#### [Problem to work on]
Reproduce the listing below character for character; drop every image.

#### [Information provided]

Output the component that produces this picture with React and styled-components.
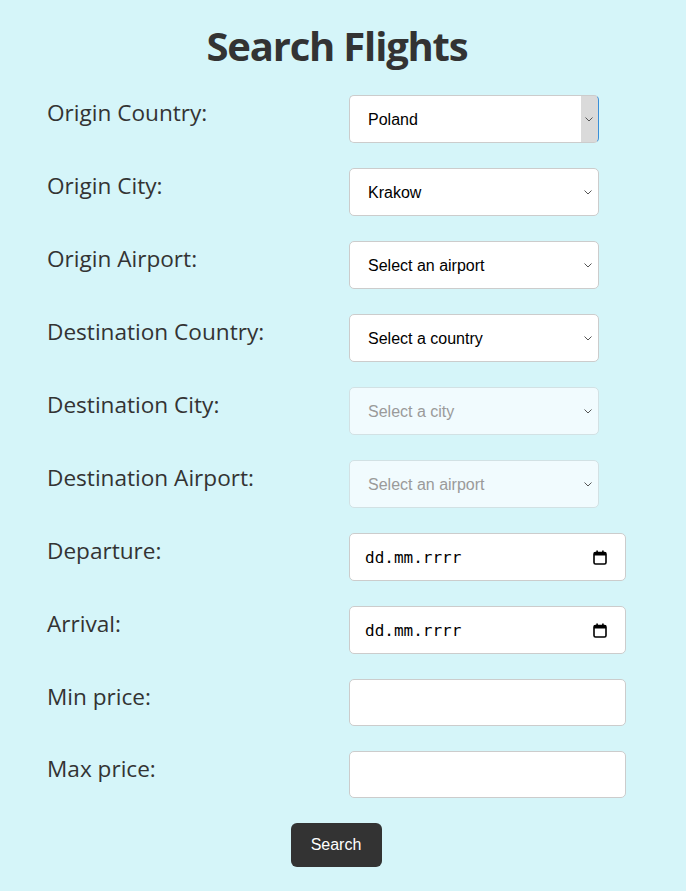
import React from 'react'
import styled, { createGlobalStyle } from 'styled-components'

const GlobalStyle = createGlobalStyle`
    body {
        margin: 0;
        background: #d5f5f9;
        font-family: "Open Sans", "Noto Sans", sans-serif;
    }
`;

const Page = styled.div`
    min-height: 891px;
    display: flex;
    flex-direction: column;
    align-items: center;
`;

const Title = styled.h1`
    margin: 19px 0 22px;
    font-size: 40px;
    font-weight: 700;
    line-height: 54px;
    letter-spacing: -1.2px;
    color: #333;
    transform: translateX(-6px);
`;

const Form = styled.form`
    width: 100%;
    box-sizing: border-box;
    padding-left: 47px;
    display: grid;
    grid-template-columns: 302px 277px;
    row-gap: 25px;
`;

const Label = styled.label`
    font-size: 22.6px;
    color: #333;
    padding-top: 3px;
    line-height: 30px;
`;

const chevron = encodeURIComponent(
    '<svg xmlns="http://www.w3.org/2000/svg" width="8" height="5" viewBox="0 0 8 5"><path d="M0.5 0.5 L4 4 L7.5 0.5" fill="none" stroke="#555" stroke-width="1"/></svg>'
);

const Select = styled.select`
    appearance: none;
    width: 250px;
    height: 48px;
    box-sizing: border-box;
    padding: 0 18px;
    border: 1px solid #ccc;
    border-radius: 5px;
    font-family: "Liberation Sans", Arial, sans-serif;
    font-size: 16px;
    color: #000;
    background-color: #fff;
    background-image: url("data:image/svg+xml,${chevron}");
    background-repeat: no-repeat;
    background-position: right 6px center;
    outline: none;

    &:disabled {
        opacity: 1;
        color: #9a9a9a;
        background-color: #f1fbfe;
        border-color: #d2e1e4;
    }

    ${({ $focused }) => $focused && `
        border-right: 1px solid #3b8fd8;
        background-image: url("data:image/svg+xml,${chevron}"), linear-gradient(#dadada, #dadada);
        background-size: auto, 17px 100%;
        background-position: right 5px center, right 0 center;
    `}
`;

const DateBox = styled.div`
    width: 277px;
    height: 48px;
    box-sizing: border-box;
    padding: 0 18px 0 15px;
    border: 1px solid #ccc;
    border-radius: 5px;
    background: #fff;
    display: flex;
    align-items: center;
    justify-content: space-between;
    font-family: "DejaVu Sans Mono", "Liberation Mono", monospace;
    font-size: 16px;
    color: #000;
`;

const Input = styled.input`
    width: 277px;
    height: 47px;
    box-sizing: border-box;
    border: 1px solid #ccc;
    border-radius: 5px;
    background: #fff;
    padding: 0 15px;
    font-size: 16px;
    outline: none;
`;

const Button = styled.button`
    margin-top: 25px;
    width: 91px;
    height: 44px;
    border: 0;
    border-radius: 6px;
    background: #333;
    color: #fff;
    font-family: "Liberation Sans", Arial, sans-serif;
    font-size: 16px;
    cursor: pointer;
    transform: translateX(-7px);
`;

function CalendarIcon() {
    return (
        <svg width="14" height="15" viewBox="0 0 14 15">
            <rect x="1" y="2.5" width="12" height="11.5" rx="1.5" fill="none" stroke="#000" strokeWidth="1.6" />
            <rect x="1" y="2.5" width="12" height="3" fill="#000" />
            <rect x="3.3" y="0.5" width="1.6" height="3" fill="#000" />
            <rect x="9.1" y="0.5" width="1.6" height="3" fill="#000" />
        </svg>
    );
}

function DateField() {
    return (
        <DateBox>
            <span>dd.mm.rrrr</span>
            <CalendarIcon />
        </DateBox>
    );
}

export default function App() {
    return (
        <Page>
            <GlobalStyle />
            <Title>Search Flights</Title>
            <Form onSubmit={(e) => e.preventDefault()}>
                <Label>Origin Country:</Label>
                <Select $focused defaultValue="pl"><option value="pl">Poland</option></Select>

                <Label>Origin City:</Label>
                <Select defaultValue="krk"><option value="krk">Krakow</option></Select>

                <Label>Origin Airport:</Label>
                <Select><option>Select an airport</option></Select>

                <Label>Destination Country:</Label>
                <Select><option>Select a country</option></Select>

                <Label>Destination City:</Label>
                <Select disabled><option>Select a city</option></Select>

                <Label>Destination Airport:</Label>
                <Select disabled><option>Select an airport</option></Select>

                <Label>Departure:</Label>
                <DateField />

                <Label>Arrival:</Label>
                <DateField />

                <Label>Min price:</Label>
                <Input type="text" />

                <Label>Max price:</Label>
                <Input type="text" />
            </Form>
            <Button type="submit">Search</Button>
        </Page>
    )
}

#### [Reply]
Output the component that produces this picture with React and styled-components.
import React from 'react'
import styled, { createGlobalStyle } from 'styled-components'

const GlobalStyle = createGlobalStyle`
    body {
        margin: 0;
        background: #d5f5f9;
        font-family: "Open Sans", "Noto Sans", sans-serif;
    }
`;

const Page = styled.div`
    min-height: 891px;
    display: flex;
    flex-direction: column;
    align-items: center;
`;

const Title = styled.h1`
    margin: 19px 0 22px;
    font-size: 40px;
    font-weight: 700;
    line-height: 54px;
    letter-spacing: -1.2px;
    color: #333;
    transform: translateX(-6px);
`;

const Form = styled.form`
    width: 100%;
    box-sizing: border-box;
    padding-left: 47px;
    display: grid;
    grid-template-columns: 302px 277px;
    row-gap: 25px;
`;

const Label = styled.label`
    font-size: 22.6px;
    color: #333;
    padding-top: 3px;
    line-height: 30px;
`;

const chevron = encodeURIComponent(
    '<svg xmlns="http://www.w3.org/2000/svg" width="8" height="5" viewBox="0 0 8 5"><path d="M0.5 0.5 L4 4 L7.5 0.5" fill="none" stroke="#555" stroke-width="1"/></svg>'
);

const Select = styled.select`
    appearance: none;
    width: 250px;
    height: 48px;
    box-sizing: border-box;
    padding: 0 18px;
    border: 1px solid #ccc;
    border-radius: 5px;
    font-family: "Liberation Sans", Arial, sans-serif;
    font-size: 16px;
    color: #000;
    background-color: #fff;
    background-image: url("data:image/svg+xml,${chevron}");
    background-repeat: no-repeat;
    background-position: right 6px center;
    outline: none;

    &:disabled {
        opacity: 1;
        color: #9a9a9a;
        background-color: #f1fbfe;
        border-color: #d2e1e4;
    }

    ${({ $focused }) => $focused && `
        border-right: 1px solid #3b8fd8;
        background-image: url("data:image/svg+xml,${chevron}"), linear-gradient(#dadada, #dadada);
        background-size: auto, 17px 100%;
        background-position: right 5px center, right 0 center;
    `}
`;

const DateBox = styled.div`
    width: 277px;
    height: 48px;
    box-sizing: border-box;
    padding: 0 18px 0 15px;
    border: 1px solid #ccc;
    border-radius: 5px;
    background: #fff;
    display: flex;
    align-items: center;
    justify-content: space-between;
    font-family: "DejaVu Sans Mono", "Liberation Mono", monospace;
    font-size: 16px;
    color: #000;
`;

const Input = styled.input`
    width: 277px;
    height: 47px;
    box-sizing: border-box;
    border: 1px solid #ccc;
    border-radius: 5px;
    background: #fff;
    padding: 0 15px;
    font-size: 16px;
    outline: none;
`;

const Button = styled.button`
    margin-top: 25px;
    width: 91px;
    height: 44px;
    border: 0;
    border-radius: 6px;
    background: #333;
    color: #fff;
    font-family: "Liberation Sans", Arial, sans-serif;
    font-size: 16px;
    cursor: pointer;
    transform: translateX(-7px);
`;

function CalendarIcon() {
    return (
        <svg width="14" height="15" viewBox="0 0 14 15">
            <rect x="1" y="2.5" width="12" height="11.5" rx="1.5" fill="none" stroke="#000" strokeWidth="1.6" />
            <rect x="1" y="2.5" width="12" height="3" fill="#000" />
            <rect x="3.3" y="0.5" width="1.6" height="3" fill="#000" />
            <rect x="9.1" y="0.5" width="1.6" height="3" fill="#000" />
        </svg>
    );
}

function DateField() {
    return (
        <DateBox>
            <span>dd.mm.rrrr</span>
            <CalendarIcon />
        </DateBox>
    );
}

export default function App() {
    return (
        <Page>
            <GlobalStyle />
            <Title>Search Flights</Title>
            <Form onSubmit={(e) => e.preventDefault()}>
                <Label>Origin Country:</Label>
                <Select $focused defaultValue="pl"><option value="pl">Poland</option></Select>

                <Label>Origin City:</Label>
                <Select defaultValue="krk"><option value="krk">Krakow</option></Select>

                <Label>Origin Airport:</Label>
                <Select><option>Select an airport</option></Select>

                <Label>Destination Country:</Label>
                <Select><option>Select a country</option></Select>

                <Label>Destination City:</Label>
                <Select disabled><option>Select a city</option></Select>

                <Label>Destination Airport:</Label>
                <Select disabled><option>Select an airport</option></Select>

                <Label>Departure:</Label>
                <DateField />

                <Label>Arrival:</Label>
                <DateField />

                <Label>Min price:</Label>
                <Input type="text" />

                <Label>Max price:</Label>
                <Input type="text" />
            </Form>
            <Button type="submit">Search</Button>
        </Page>
    )
}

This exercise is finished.